[Recorded data]
====
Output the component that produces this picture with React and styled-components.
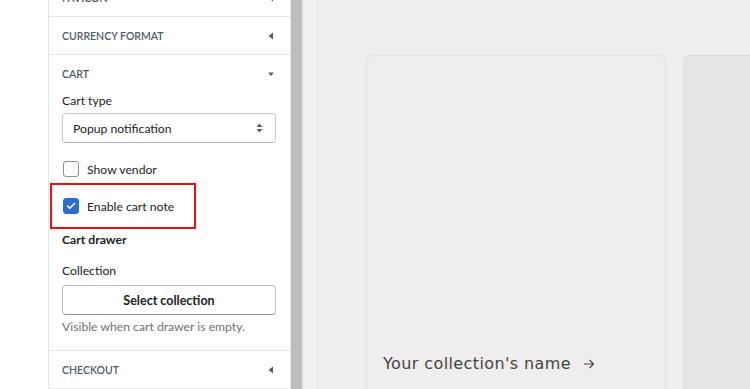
import React from 'react'
import styled, { createGlobalStyle } from 'styled-components'

const Global = createGlobalStyle`
  html, body { margin: 0; padding: 0; background: #fff; }
  body { font-family: Lato, "Noto Sans", sans-serif; }
`

const Page = styled.div`
  display: flex;
  height: 389px;
  overflow: hidden;
  background: #fff;
`

const Gutter = styled.div`
  width: 48px;
  flex: none;
`

const Sidebar = styled.div`
  width: 241px;
  flex: none;
  border-left: 1px solid #e4e5e7;
  border-right: 1px solid #e4e5e7;
  background: #fff;
  display: flex;
  flex-direction: column;
  margin-top: -21px;
`

const Section = styled.div`
  border-bottom: 1px solid #e4e5e7;
`

const Header = styled.div`
  height: 37px;
  padding: 1px 15px 0 13px;
  box-sizing: border-box;
  display: flex;
  align-items: center;
  justify-content: space-between;
  font-size: 10.5px;
  font-weight: 600;
  color: #4f5a68;
  text-transform: uppercase;
`

const Caret = ({ down }) => (
  <svg width="8" height="8" viewBox="0 0 8 8">
    {down ? <path d="M1 2.5h6L4 6z" fill="#5c5f62" /> : <path d="M6 0.5v7L1.5 4z" fill="#5c5f62" />}
  </svg>
)

const Body = styled.div`
  padding: 0 14px 14px 13px;
  display: flex;
  flex-direction: column;
`

const Label = styled.div`
  font-size: 12.2px;
  line-height: 18px;
  color: ${p => (p.muted ? '#6d7175' : '#202223')};
  font-weight: ${p => (p.bold ? 700 : 400)};
  margin-top: ${p => p.mt || 0}px;
`

const Select = styled.div`
  margin-top: 3px;
  height: 30px;
  box-sizing: border-box;
  border: 1px solid #c9cccf;
  border-bottom-color: #aeb4b9;
  border-radius: 4px;
  padding: 0 12px 0 10px;
  display: flex;
  align-items: center;
  justify-content: space-between;
  font-size: 12.2px;
  color: #202223;
`

const CheckRow = styled.label`
  display: flex;
  align-items: center;
  gap: 8px;
  height: 20px;
  font-size: 12.2px;
  color: #202223;
  margin-top: ${p => p.mt || 0}px;
`

const Box = styled.span`
  width: 16px;
  height: 16px;
  box-sizing: border-box;
  border-radius: 3px;
  margin-left: 1px;
  display: flex;
  align-items: center;
  justify-content: center;
  border: 1px solid ${p => (p.checked ? '#2c6ecb' : '#8c9196')};
  background: ${p => (p.checked ? '#2c6ecb' : '#fff')};
`

const Highlight = styled.div`
  margin: 4px 0 0 -12px;
  width: 146px;
  box-sizing: border-box;
  border: 2px solid #f30d0d;
  padding: 11px 0 11px 10px;
`

const Button = styled.div`
  margin-top: 5px;
  height: 30px;
  box-sizing: border-box;
  border: 1px solid #babfc3;
  border-bottom-color: #8c9196;
  border-radius: 4px;
  display: flex;
  align-items: center;
  justify-content: center;
  font-size: 12.5px;
  font-weight: 700;
  color: #202223;
`

const Scrollbar = styled.div`
  width: 11px;
  flex: none;
  background: #bdbdbd;
`

const Strip = styled.div`
  width: 13px;
  flex: none;
  background: #f0f1f3;
  border-left: 2px solid #e6e7e9;
  border-right: 1px solid #e2e3e5;
`

const Preview = styled.div`
  flex: 1;
  background: #efeeec;
  display: flex;
  gap: 17px;
  padding: 55px 0 0 48px;
`

const Card = styled.div`
  flex: none;
  width: ${p => p.w}px;
  height: 360px;
  box-sizing: border-box;
  border: 1px solid ${p => (p.alt ? '#dddcda' : '#e2e1df')};
  border-radius: 6px;
  background: ${p => (p.alt ? '#e6e5e3' : '#efeeec')};
  padding: 298px 0 0 16px;
`

const CardTitle = styled.div`
  font-family: "DejaVu Sans", sans-serif;
  font-size: 16px;
  letter-spacing: 0.4px;
  color: #444;
  display: flex;
  align-items: center;
  gap: 12px;
`

export default function App() {
  return (
    <Page>
      <Global />
      <Gutter />
      <Sidebar>
        <Section>
          <Header>Favicon<Caret /></Header>
        </Section>
        <Section>
          <Header>Currency format<Caret /></Header>
        </Section>
        <Section>
          <Header>Cart<Caret down /></Header>
          <Body>
            <Label>Cart type</Label>
            <Select>
              Popup notification
              <svg width="7" height="10" viewBox="0 0 7 10">
                <path d="M3.5 0.5L6.5 4H0.5z M3.5 9.5L0.5 6h6z" fill="#5c5f62" />
              </svg>
            </Select>
            <CheckRow mt={16}>
              <Box />
              Show vendor
            </CheckRow>
            <Highlight>
              <CheckRow>
                <Box checked>
                  <svg width="10" height="8" viewBox="0 0 10 8">
                    <path d="M1.5 4l2.3 2.3L8.5 1.5" stroke="#fff" strokeWidth="1.6" fill="none" strokeLinecap="round" strokeLinejoin="round" />
                  </svg>
                </Box>
                Enable cart note
              </CheckRow>
            </Highlight>
            <Label bold mt={2}>Cart drawer</Label>
            <Label mt={13}>Collection</Label>
            <Button>Select collection</Button>
            <Label muted mt={3}>Visible when cart drawer is empty.</Label>
          </Body>
        </Section>
        <Section>
          <Header>Checkout<Caret /></Header>
        </Section>
      </Sidebar>
      <Scrollbar />
      <Strip />
      <Preview>
        <Card w={300}>
          <CardTitle>
            Your collection's name
            <svg width="12" height="10" viewBox="0 0 12 10">
              <path d="M1 5h9.5M6.5 1l4 4-4 4" stroke="#444" strokeWidth="1.2" fill="none" />
            </svg>
          </CardTitle>
        </Card>
        <Card w={300} alt />
      </Preview>
    </Page>
  )
}
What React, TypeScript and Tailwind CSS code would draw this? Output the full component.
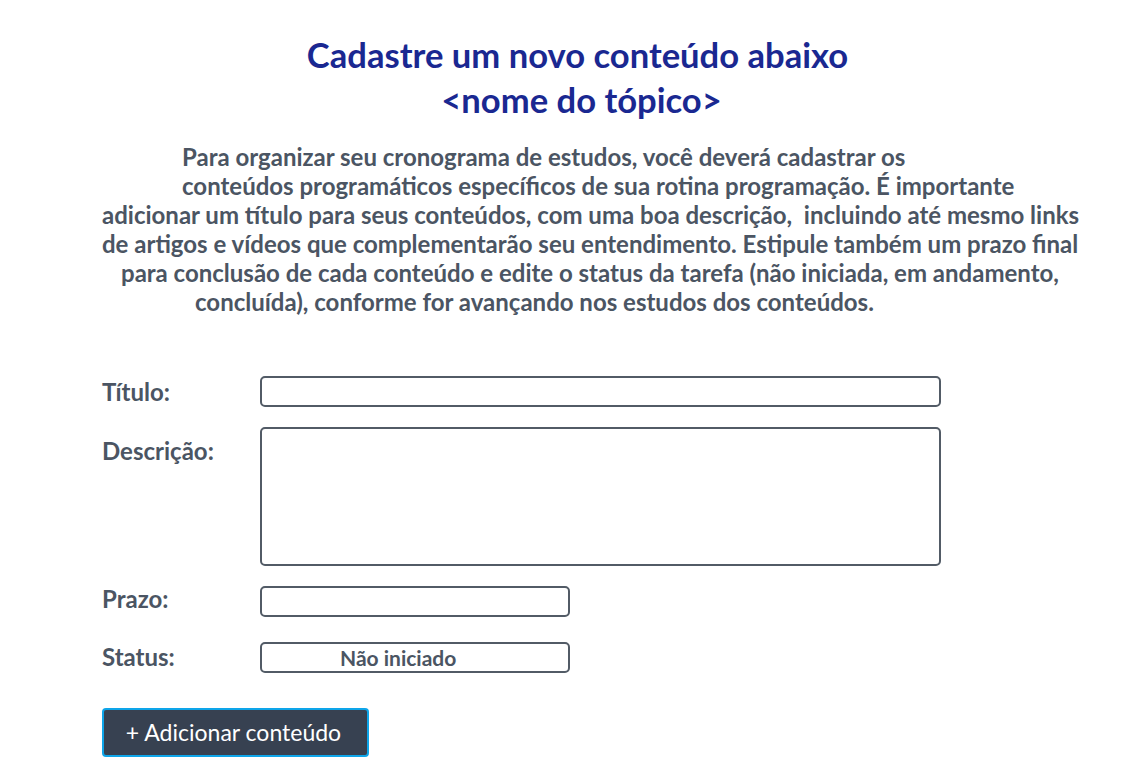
import React from "react";

const lines: { text: string; pl: number }[] = [
  { text: "Para organizar seu cronograma de estudos, você deverá cadastrar os", pl: 182 },
  { text: "conteúdos programáticos específicos de sua rotina programação. É importante", pl: 182 },
  { text: "adicionar um título para seus conteúdos, com uma boa descrição,\u00a0 incluindo até mesmo links", pl: 102 },
  { text: "de artigos e vídeos que complementarão seu entendimento. Estipule também um prazo final", pl: 102 },
  { text: "para conclusão de cada conteúdo e edite o status da tarefa (não iniciada, em andamento,", pl: 121 },
  { text: "concluída), conforme for avançando nos estudos dos conteúdos.", pl: 195 },
];

export default function App() {
  return (
    <div
      className="w-[1143px] h-[771px] bg-white overflow-hidden"
      style={{ fontFamily: "Lato, 'Noto Sans', sans-serif" }}
    >
      <h1 className="pt-[32px] pl-[12px] text-center text-[34.6px] leading-[45px] font-bold text-[#1a2891]">
        Cadastre um novo conteúdo abaixo
        <br />
        <span className="pl-[8px]">&lt;nome do tópico&gt;</span>
      </h1>
      <div className="mt-[20px] text-[24px] leading-[29px] font-bold text-[#4b5563]">
        {lines.map((l, i) => (
          <div key={i} style={{ paddingLeft: l.pl }} className="whitespace-nowrap">
            {l.text}
          </div>
        ))}
      </div>

      <form className="mt-[60px] pl-[102px] flex flex-col text-[24px] font-bold text-[#4b5563]">
        <div className="flex items-center h-[31px]">
          <label className="w-[158px]">Título:</label>
          <input className="w-[681px] h-[31px] border-2 border-[#525b66] rounded-[5px] bg-white" />
        </div>
        <div className="flex mt-[20px]">
          <label className="w-[158px] pt-[6px]">Descrição:</label>
          <textarea className="w-[681px] h-[139px] border-2 border-[#525b66] rounded-[5px] bg-white resize-none" />
        </div>
        <div className="flex items-center mt-[20px] h-[31px]">
          <label className="w-[158px] -mt-[6px]">Prazo:</label>
          <input className="w-[310px] h-[31px] border-2 border-[#525b66] rounded-[5px] bg-white" />
        </div>
        <div className="flex items-center mt-[25px] h-[31px]">
          <label className="w-[158px] -mt-[2px]">Status:</label>
          <div className="w-[310px] h-[31px] border-2 border-[#525b66] rounded-[5px] bg-white flex items-center pl-[78px] text-[21px] text-[#4b5563]">
            Não iniciado
          </div>
        </div>
        <div className="mt-[35px]">
          <button
            type="button"
            className="w-[267px] h-[49px] bg-[#374151] border-2 border-[#0ea5e9] rounded-[4px] text-white text-[23px] font-normal pr-[4px]"
          >
            + Adicionar conteúdo
          </button>
        </div>
      </form>
    </div>
  );
}
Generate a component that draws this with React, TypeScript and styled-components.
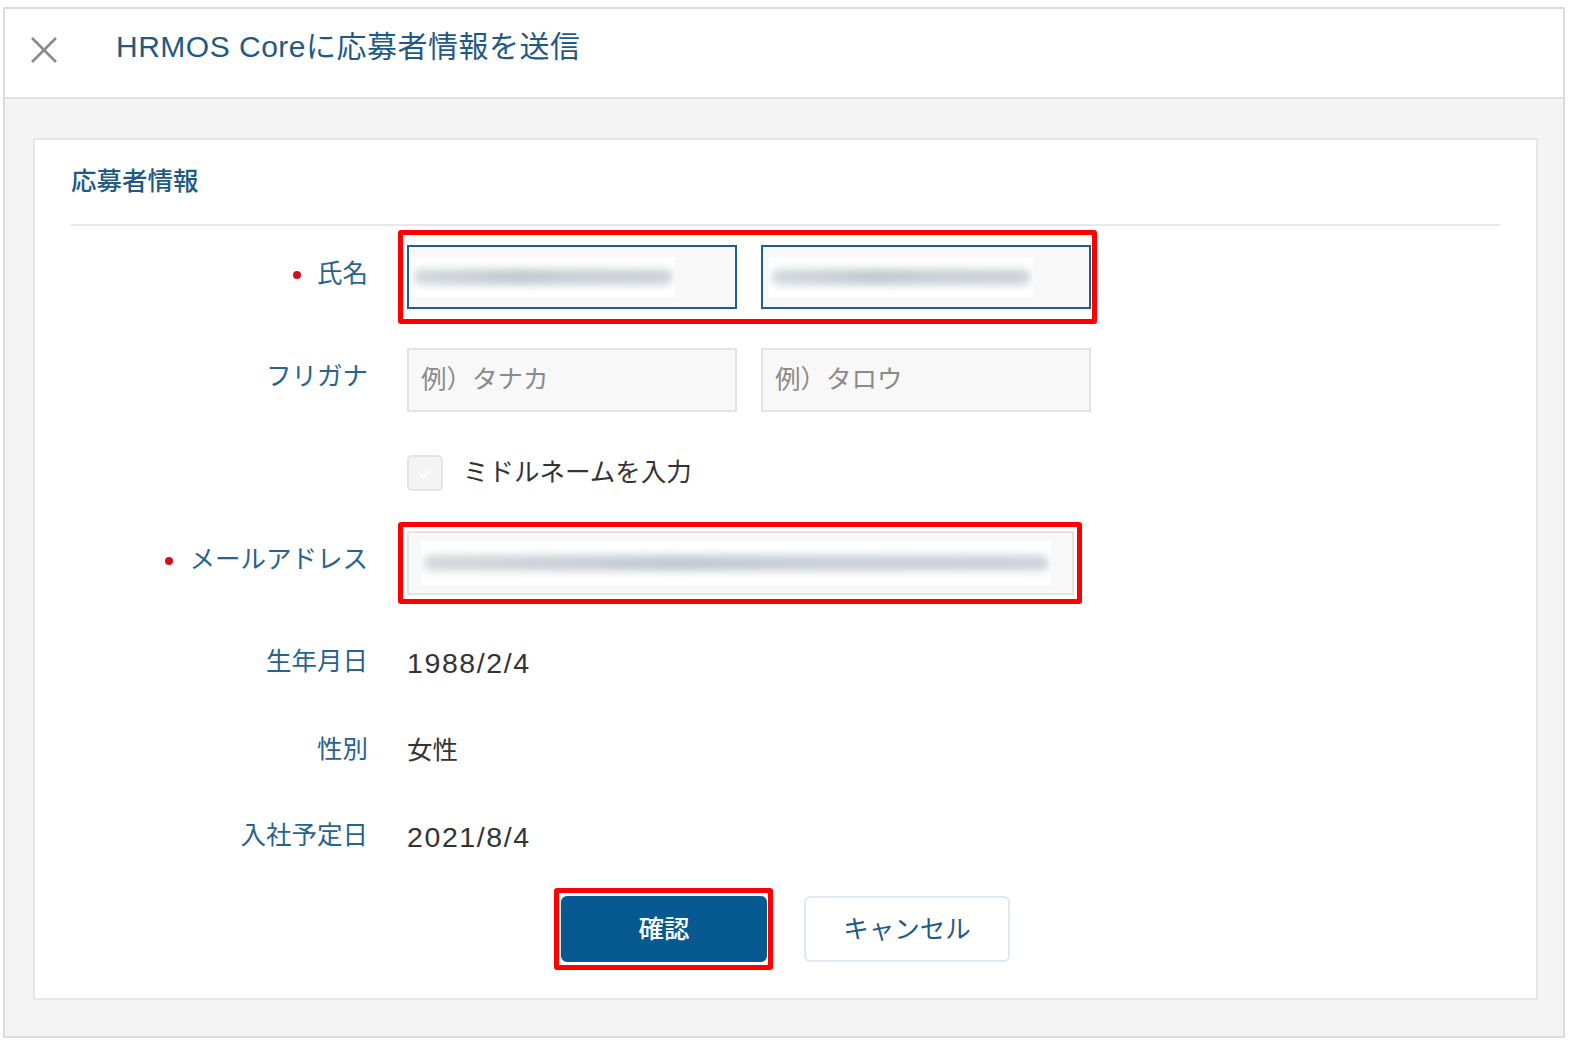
import React from 'react';
import styled, { createGlobalStyle } from 'styled-components';

const GlobalStyle = createGlobalStyle`
  html, body {
    margin: 0;
    padding: 0;
    background: #ffffff;
  }
  body {
    font-family: "Liberation Sans", "Noto Sans CJK JP", sans-serif;
    color: #333333;
  }
`;

// Outer modal frame
const Frame = styled.div`
  margin: 7px 11px 0 3px;
  height: 1031px;
  box-sizing: border-box;
  border: 2px solid #dcdcdc;
  display: flex;
  flex-direction: column;
  background: #f4f4f4;
`;

const Header = styled.div`
  height: 92px;
  box-sizing: border-box;
  display: flex;
  align-items: center;
  padding: 0 0 6px 24px;
  background: #ffffff;
  border-bottom: 2px solid #e2e2e2;
`;

const CloseButton = styled.button`
  width: 30px;
  height: 30px;
  padding: 0;
  border: none;
  background: transparent;
  display: flex;
  align-items: center;
  justify-content: center;
  cursor: pointer;
`;

const Title = styled.h1`
  margin: 0 0 0 57px;
  padding-bottom: 6px;
  font-size: 30px;
  line-height: 40px;
  font-weight: 400;
  color: #1f5a86;
  letter-spacing: 0.5px;
`;

const Body = styled.div`
  flex: 1;
  padding: 39px 25px 36px 28px;
`;

const Card = styled.div`
  height: 100%;
  box-sizing: border-box;
  background: #ffffff;
  border: 2px solid #e6e6e6;
  padding: 23px 36px 36px;
`;

const SectionTitle = styled.h2`
  margin: 0;
  padding-bottom: 25px;
  font-size: 25.5px;
  line-height: 36px;
  font-weight: 500;
  color: #1f5a86;
  border-bottom: 2px solid #e8e8e8;
`;

// One form row: label column + field column
const Row = styled.div<{ $top: number; $height: number }>`
  display: grid;
  grid-template-columns: 297px 1fr;
  column-gap: 39px;
  align-items: center;
  margin-top: ${(p) => p.$top}px;
  height: ${(p) => p.$height}px;
`;

const Label = styled.div`
  display: flex;
  justify-content: flex-end;
  align-items: center;
  padding-bottom: 8px;
  font-size: 25.5px;
  line-height: 36px;
  color: #28628f;
  white-space: nowrap;
`;

const Required = styled.span`
  width: 8px;
  height: 8px;
  border-radius: 50%;
  background: #d0101b;
  margin: 4px 16px 0 0;
`;

const Value = styled.div<{ $numeric?: boolean }>`
  padding-bottom: ${(p) => (p.$numeric ? 4 : 6)}px;
  font-size: ${(p) => (p.$numeric ? 28.5 : 25.5)}px;
  letter-spacing: ${(p) => (p.$numeric ? 1.6 : 0)}px;
  line-height: 36px;
  color: #333333;
`;

const Fields = styled.div`
  position: relative;
  display: flex;
  gap: 24px;
  width: fit-content;
`;

// Red annotation box drawn over the screenshot
const Highlight = styled.div<{ $t: number; $r: number; $b: number; $l: number }>`
  position: absolute;
  top: -${(p) => p.$t}px;
  right: -${(p) => p.$r}px;
  bottom: -${(p) => p.$b}px;
  left: -${(p) => p.$l}px;
  border: 5px solid #ff0000;
  border-radius: 3px;
  pointer-events: none;
`;

const Input = styled.div<{ $width: number; $focused?: boolean }>`
  width: ${(p) => p.$width}px;
  height: 64px;
  box-sizing: border-box;
  display: flex;
  align-items: center;
  padding: 0 0 0 12px;
  background: #f8f8f8;
  border: 2px solid ${(p) => (p.$focused ? '#1b5f93' : '#e3e3e3')};
`;

const Placeholder = styled.span`
  padding-bottom: 8px;
  font-size: 25.5px;
  color: #8a8a8a;
`;

// Masked (blurred) personal data
const Mask = styled.div<{ $width: number; $height: number; $offset: number }>`
  margin-left: ${(p) => p.$offset}px;
  width: ${(p) => p.$width}px;
  height: ${(p) => p.$height}px;
  background: #ffffff;
  display: flex;
  align-items: center;
  overflow: hidden;
`;

const MaskLine = styled.div`
  flex: 1;
  height: 16px;
  margin: 0 2px;
  border-radius: 8px;
  background: linear-gradient(90deg, #d3d8de 0%, #cbd1d8 20%, #bfc8d2 40%, #c9d0d8 65%, #cdd3da 100%);
  filter: blur(4px);
`;

const CheckRow = styled.label`
  display: flex;
  align-items: center;
  gap: 20px;
`;

const CheckText = styled.span`
  padding-bottom: 6px;
  font-size: 25.5px;
  color: #333333;
`;

const CheckBox = styled.span`
  width: 36px;
  height: 36px;
  box-sizing: border-box;
  border: 2px solid #e4e4e4;
  border-radius: 5px;
  background: #f4f4f4;
  display: flex;
  align-items: center;
  justify-content: center;
`;

const Buttons = styled.div`
  display: flex;
  justify-content: center;
  gap: 37px;
  margin-top: 39px;
`;

const ButtonWrap = styled.div`
  position: relative;
`;

const Button = styled.button<{ $primary?: boolean }>`
  width: 206px;
  height: 66px;
  box-sizing: border-box;
  padding: 0 0 5px;
  border-radius: 6px;
  font-family: inherit;
  font-size: 25.5px;
  cursor: pointer;
  background: ${(p) => (p.$primary ? '#065a91' : '#ffffff')};
  color: ${(p) => (p.$primary ? '#ffffff' : '#1f5a86')};
  border: 2px solid ${(p) => (p.$primary ? '#065a91' : '#e1e9ef')};
  font-weight: ${(p) => (p.$primary ? 500 : 400)};
`;

const App: React.FC = () => {
  return (
    <>
      <GlobalStyle />
      <Frame>
        <Header>
          <CloseButton aria-label="閉じる">
            <svg width="28" height="28" viewBox="0 0 28 28">
              <path d="M2 2 L26 26 M26 2 L2 26" stroke="#8b8b8b" strokeWidth="2.6" fill="none" />
            </svg>
          </CloseButton>
          <Title>HRMOS Coreに応募者情報を送信</Title>
        </Header>
        <Body>
          <Card>
            <SectionTitle>応募者情報</SectionTitle>

            <Row $top={19} $height={64}>
              <Label>
                <Required />
                氏名
              </Label>
              <Fields>
                <Input $width={330} $focused>
                  <Mask $width={264} $height={40} $offset={-10}>
                    <MaskLine />
                  </Mask>
                </Input>
                <Input $width={330} $focused>
                  <Mask $width={264} $height={40} $offset={-6}>
                    <MaskLine />
                  </Mask>
                </Input>
                <Highlight $t={15} $r={6} $b={15} $l={9} />
              </Fields>
            </Row>

            <Row $top={39} $height={64}>
              <Label>フリガナ</Label>
              <Fields>
                <Input $width={330}>
                  <Placeholder>例）タナカ</Placeholder>
                </Input>
                <Input $width={330}>
                  <Placeholder>例）タロウ</Placeholder>
                </Input>
              </Fields>
            </Row>

            <Row $top={39} $height={36}>
              <div />
              <CheckRow>
                <CheckBox>
                  <svg width="20" height="20" viewBox="0 0 20 20">
                    <path d="M4 10 L8.5 14.5 L16 5.5" stroke="#ffffff" strokeWidth="1.6" fill="none" />
                  </svg>
                </CheckBox>
                <CheckText>ミドルネームを入力</CheckText>
              </CheckRow>
            </Row>

            <Row $top={44} $height={64}>
              <Label>
                <Required />
                メールアドレス
              </Label>
              <Fields>
                <Input $width={667}>
                  <Mask $width={630} $height={44} $offset={0}>
                    <MaskLine />
                  </Mask>
                </Input>
                <Highlight $t={9} $r={8} $b={9} $l={9} />
              </Fields>
            </Row>

            <Row $top={48} $height={40}>
              <Label>生年月日</Label>
              <Value $numeric>1988/2/4</Value>
            </Row>

            <Row $top={48} $height={40}>
              <Label>性別</Label>
              <Value>女性</Value>
            </Row>

            <Row $top={46} $height={40}>
              <Label>入社予定日</Label>
              <Value $numeric>2021/8/4</Value>
            </Row>

            <Buttons>
              <ButtonWrap>
                <Button $primary>確認</Button>
                <Highlight $t={8} $r={6} $b={8} $l={7} />
              </ButtonWrap>
              <ButtonWrap>
                <Button>キャンセル</Button>
              </ButtonWrap>
            </Buttons>
          </Card>
        </Body>
      </Frame>
    </>
  );
};

export default App;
====
Task objective
Copy every line of the data that holds the string "TypeScript".

Final answer
What React, TypeScript and Tailwind CSS code would draw this? Output the full component.
Generate a component that draws this with React, TypeScript and styled-components.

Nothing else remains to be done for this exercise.